* START Data lines *
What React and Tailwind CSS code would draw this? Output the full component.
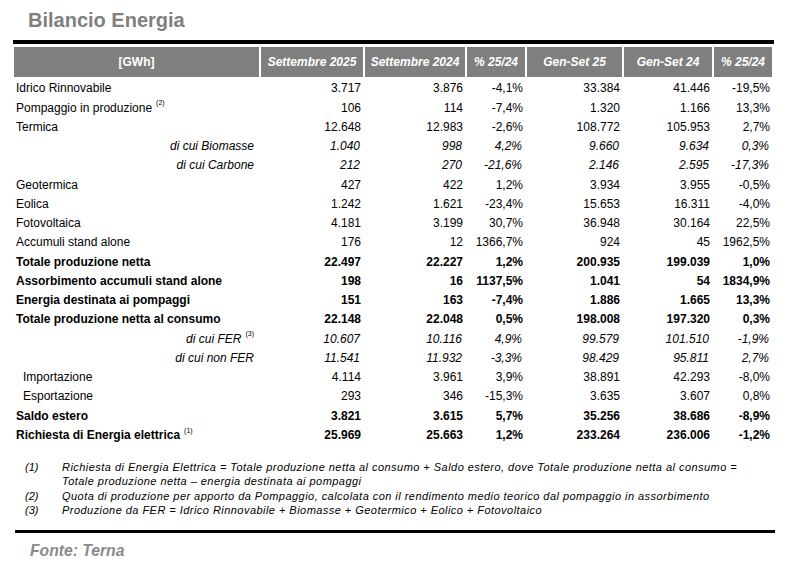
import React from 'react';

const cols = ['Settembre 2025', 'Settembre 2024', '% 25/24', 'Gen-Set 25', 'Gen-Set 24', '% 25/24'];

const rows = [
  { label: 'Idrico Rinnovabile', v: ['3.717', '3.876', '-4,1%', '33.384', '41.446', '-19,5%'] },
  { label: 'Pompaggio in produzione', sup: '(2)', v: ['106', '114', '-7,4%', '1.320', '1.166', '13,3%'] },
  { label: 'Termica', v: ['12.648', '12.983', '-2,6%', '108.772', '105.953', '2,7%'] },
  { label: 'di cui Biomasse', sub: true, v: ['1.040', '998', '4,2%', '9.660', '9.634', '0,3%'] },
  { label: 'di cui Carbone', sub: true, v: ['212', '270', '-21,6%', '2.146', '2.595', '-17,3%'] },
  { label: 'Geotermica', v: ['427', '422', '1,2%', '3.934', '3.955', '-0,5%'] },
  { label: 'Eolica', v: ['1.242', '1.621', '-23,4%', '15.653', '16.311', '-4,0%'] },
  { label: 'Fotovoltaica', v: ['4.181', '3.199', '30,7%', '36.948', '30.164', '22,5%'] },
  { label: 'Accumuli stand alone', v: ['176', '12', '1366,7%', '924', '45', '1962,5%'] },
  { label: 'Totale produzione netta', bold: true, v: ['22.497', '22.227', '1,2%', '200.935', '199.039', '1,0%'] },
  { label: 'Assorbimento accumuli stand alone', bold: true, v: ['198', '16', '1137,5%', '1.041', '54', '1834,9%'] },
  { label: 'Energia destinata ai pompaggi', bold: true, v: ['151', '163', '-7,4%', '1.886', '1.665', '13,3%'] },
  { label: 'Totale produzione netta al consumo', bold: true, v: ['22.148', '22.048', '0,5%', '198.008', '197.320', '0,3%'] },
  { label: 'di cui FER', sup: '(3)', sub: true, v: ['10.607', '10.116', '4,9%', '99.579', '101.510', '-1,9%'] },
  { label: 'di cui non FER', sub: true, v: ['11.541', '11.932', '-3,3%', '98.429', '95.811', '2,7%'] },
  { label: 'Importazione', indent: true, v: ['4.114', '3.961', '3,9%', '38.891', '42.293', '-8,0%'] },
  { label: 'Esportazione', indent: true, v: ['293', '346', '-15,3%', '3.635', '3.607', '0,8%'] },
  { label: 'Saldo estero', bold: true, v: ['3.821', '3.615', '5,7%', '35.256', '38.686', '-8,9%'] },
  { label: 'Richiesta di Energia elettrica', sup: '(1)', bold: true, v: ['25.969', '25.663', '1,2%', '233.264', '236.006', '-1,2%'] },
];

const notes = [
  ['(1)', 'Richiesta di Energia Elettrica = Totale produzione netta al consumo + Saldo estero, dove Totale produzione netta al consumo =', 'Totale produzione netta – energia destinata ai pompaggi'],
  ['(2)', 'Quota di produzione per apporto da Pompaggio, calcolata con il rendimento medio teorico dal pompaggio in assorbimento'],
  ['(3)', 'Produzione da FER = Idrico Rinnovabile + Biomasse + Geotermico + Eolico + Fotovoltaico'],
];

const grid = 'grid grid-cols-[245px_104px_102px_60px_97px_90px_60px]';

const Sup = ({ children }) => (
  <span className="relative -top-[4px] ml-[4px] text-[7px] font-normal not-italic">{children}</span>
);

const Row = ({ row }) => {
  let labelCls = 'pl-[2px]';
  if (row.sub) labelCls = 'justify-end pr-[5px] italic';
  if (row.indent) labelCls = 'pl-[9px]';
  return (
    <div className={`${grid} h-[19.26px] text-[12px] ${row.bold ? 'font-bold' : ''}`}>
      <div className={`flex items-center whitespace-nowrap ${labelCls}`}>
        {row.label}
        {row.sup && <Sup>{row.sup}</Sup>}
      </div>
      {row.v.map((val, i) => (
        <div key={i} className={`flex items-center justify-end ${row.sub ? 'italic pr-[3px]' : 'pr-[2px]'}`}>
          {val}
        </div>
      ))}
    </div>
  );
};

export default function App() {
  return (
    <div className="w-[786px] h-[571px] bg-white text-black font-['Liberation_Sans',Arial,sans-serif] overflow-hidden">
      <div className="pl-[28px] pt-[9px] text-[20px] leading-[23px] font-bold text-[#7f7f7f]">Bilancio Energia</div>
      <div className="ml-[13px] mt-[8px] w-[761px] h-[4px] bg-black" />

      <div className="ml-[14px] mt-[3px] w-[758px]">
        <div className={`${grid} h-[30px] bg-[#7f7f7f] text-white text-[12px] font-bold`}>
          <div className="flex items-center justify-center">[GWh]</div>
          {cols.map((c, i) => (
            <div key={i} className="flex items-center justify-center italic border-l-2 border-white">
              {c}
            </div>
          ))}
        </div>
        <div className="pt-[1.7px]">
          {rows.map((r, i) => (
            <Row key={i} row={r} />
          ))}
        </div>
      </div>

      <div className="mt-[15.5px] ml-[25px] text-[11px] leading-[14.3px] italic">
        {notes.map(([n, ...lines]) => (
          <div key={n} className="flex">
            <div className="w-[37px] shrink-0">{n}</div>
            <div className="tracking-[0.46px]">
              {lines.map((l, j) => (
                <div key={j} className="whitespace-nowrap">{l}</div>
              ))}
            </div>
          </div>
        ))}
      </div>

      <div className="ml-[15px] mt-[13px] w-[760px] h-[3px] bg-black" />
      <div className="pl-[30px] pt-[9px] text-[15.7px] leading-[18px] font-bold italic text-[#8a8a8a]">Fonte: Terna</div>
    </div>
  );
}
* END Data lines *
**Request:**
Write out again every line above exactly as given; the pictures do not belong in the copy.

**Exercise answer:**
What React and Tailwind CSS code would draw this? Output the full component.
import React from 'react';

const cols = ['Settembre 2025', 'Settembre 2024', '% 25/24', 'Gen-Set 25', 'Gen-Set 24', '% 25/24'];

const rows = [
  { label: 'Idrico Rinnovabile', v: ['3.717', '3.876', '-4,1%', '33.384', '41.446', '-19,5%'] },
  { label: 'Pompaggio in produzione', sup: '(2)', v: ['106', '114', '-7,4%', '1.320', '1.166', '13,3%'] },
  { label: 'Termica', v: ['12.648', '12.983', '-2,6%', '108.772', '105.953', '2,7%'] },
  { label: 'di cui Biomasse', sub: true, v: ['1.040', '998', '4,2%', '9.660', '9.634', '0,3%'] },
  { label: 'di cui Carbone', sub: true, v: ['212', '270', '-21,6%', '2.146', '2.595', '-17,3%'] },
  { label: 'Geotermica', v: ['427', '422', '1,2%', '3.934', '3.955', '-0,5%'] },
  { label: 'Eolica', v: ['1.242', '1.621', '-23,4%', '15.653', '16.311', '-4,0%'] },
  { label: 'Fotovoltaica', v: ['4.181', '3.199', '30,7%', '36.948', '30.164', '22,5%'] },
  { label: 'Accumuli stand alone', v: ['176', '12', '1366,7%', '924', '45', '1962,5%'] },
  { label: 'Totale produzione netta', bold: true, v: ['22.497', '22.227', '1,2%', '200.935', '199.039', '1,0%'] },
  { label: 'Assorbimento accumuli stand alone', bold: true, v: ['198', '16', '1137,5%', '1.041', '54', '1834,9%'] },
  { label: 'Energia destinata ai pompaggi', bold: true, v: ['151', '163', '-7,4%', '1.886', '1.665', '13,3%'] },
  { label: 'Totale produzione netta al consumo', bold: true, v: ['22.148', '22.048', '0,5%', '198.008', '197.320', '0,3%'] },
  { label: 'di cui FER', sup: '(3)', sub: true, v: ['10.607', '10.116', '4,9%', '99.579', '101.510', '-1,9%'] },
  { label: 'di cui non FER', sub: true, v: ['11.541', '11.932', '-3,3%', '98.429', '95.811', '2,7%'] },
  { label: 'Importazione', indent: true, v: ['4.114', '3.961', '3,9%', '38.891', '42.293', '-8,0%'] },
  { label: 'Esportazione', indent: true, v: ['293', '346', '-15,3%', '3.635', '3.607', '0,8%'] },
  { label: 'Saldo estero', bold: true, v: ['3.821', '3.615', '5,7%', '35.256', '38.686', '-8,9%'] },
  { label: 'Richiesta di Energia elettrica', sup: '(1)', bold: true, v: ['25.969', '25.663', '1,2%', '233.264', '236.006', '-1,2%'] },
];

const notes = [
  ['(1)', 'Richiesta di Energia Elettrica = Totale produzione netta al consumo + Saldo estero, dove Totale produzione netta al consumo =', 'Totale produzione netta – energia destinata ai pompaggi'],
  ['(2)', 'Quota di produzione per apporto da Pompaggio, calcolata con il rendimento medio teorico dal pompaggio in assorbimento'],
  ['(3)', 'Produzione da FER = Idrico Rinnovabile + Biomasse + Geotermico + Eolico + Fotovoltaico'],
];

const grid = 'grid grid-cols-[245px_104px_102px_60px_97px_90px_60px]';

const Sup = ({ children }) => (
  <span className="relative -top-[4px] ml-[4px] text-[7px] font-normal not-italic">{children}</span>
);

const Row = ({ row }) => {
  let labelCls = 'pl-[2px]';
  if (row.sub) labelCls = 'justify-end pr-[5px] italic';
  if (row.indent) labelCls = 'pl-[9px]';
  return (
    <div className={`${grid} h-[19.26px] text-[12px] ${row.bold ? 'font-bold' : ''}`}>
      <div className={`flex items-center whitespace-nowrap ${labelCls}`}>
        {row.label}
        {row.sup && <Sup>{row.sup}</Sup>}
      </div>
      {row.v.map((val, i) => (
        <div key={i} className={`flex items-center justify-end ${row.sub ? 'italic pr-[3px]' : 'pr-[2px]'}`}>
          {val}
        </div>
      ))}
    </div>
  );
};

export default function App() {
  return (
    <div className="w-[786px] h-[571px] bg-white text-black font-['Liberation_Sans',Arial,sans-serif] overflow-hidden">
      <div className="pl-[28px] pt-[9px] text-[20px] leading-[23px] font-bold text-[#7f7f7f]">Bilancio Energia</div>
      <div className="ml-[13px] mt-[8px] w-[761px] h-[4px] bg-black" />

      <div className="ml-[14px] mt-[3px] w-[758px]">
        <div className={`${grid} h-[30px] bg-[#7f7f7f] text-white text-[12px] font-bold`}>
          <div className="flex items-center justify-center">[GWh]</div>
          {cols.map((c, i) => (
            <div key={i} className="flex items-center justify-center italic border-l-2 border-white">
              {c}
            </div>
          ))}
        </div>
        <div className="pt-[1.7px]">
          {rows.map((r, i) => (
            <Row key={i} row={r} />
          ))}
        </div>
      </div>

      <div className="mt-[15.5px] ml-[25px] text-[11px] leading-[14.3px] italic">
        {notes.map(([n, ...lines]) => (
          <div key={n} className="flex">
            <div className="w-[37px] shrink-0">{n}</div>
            <div className="tracking-[0.46px]">
              {lines.map((l, j) => (
                <div key={j} className="whitespace-nowrap">{l}</div>
              ))}
            </div>
          </div>
        ))}
      </div>

      <div className="ml-[15px] mt-[13px] w-[760px] h-[3px] bg-black" />
      <div className="pl-[30px] pt-[9px] text-[15.7px] leading-[18px] font-bold italic text-[#8a8a8a]">Fonte: Terna</div>
    </div>
  );
}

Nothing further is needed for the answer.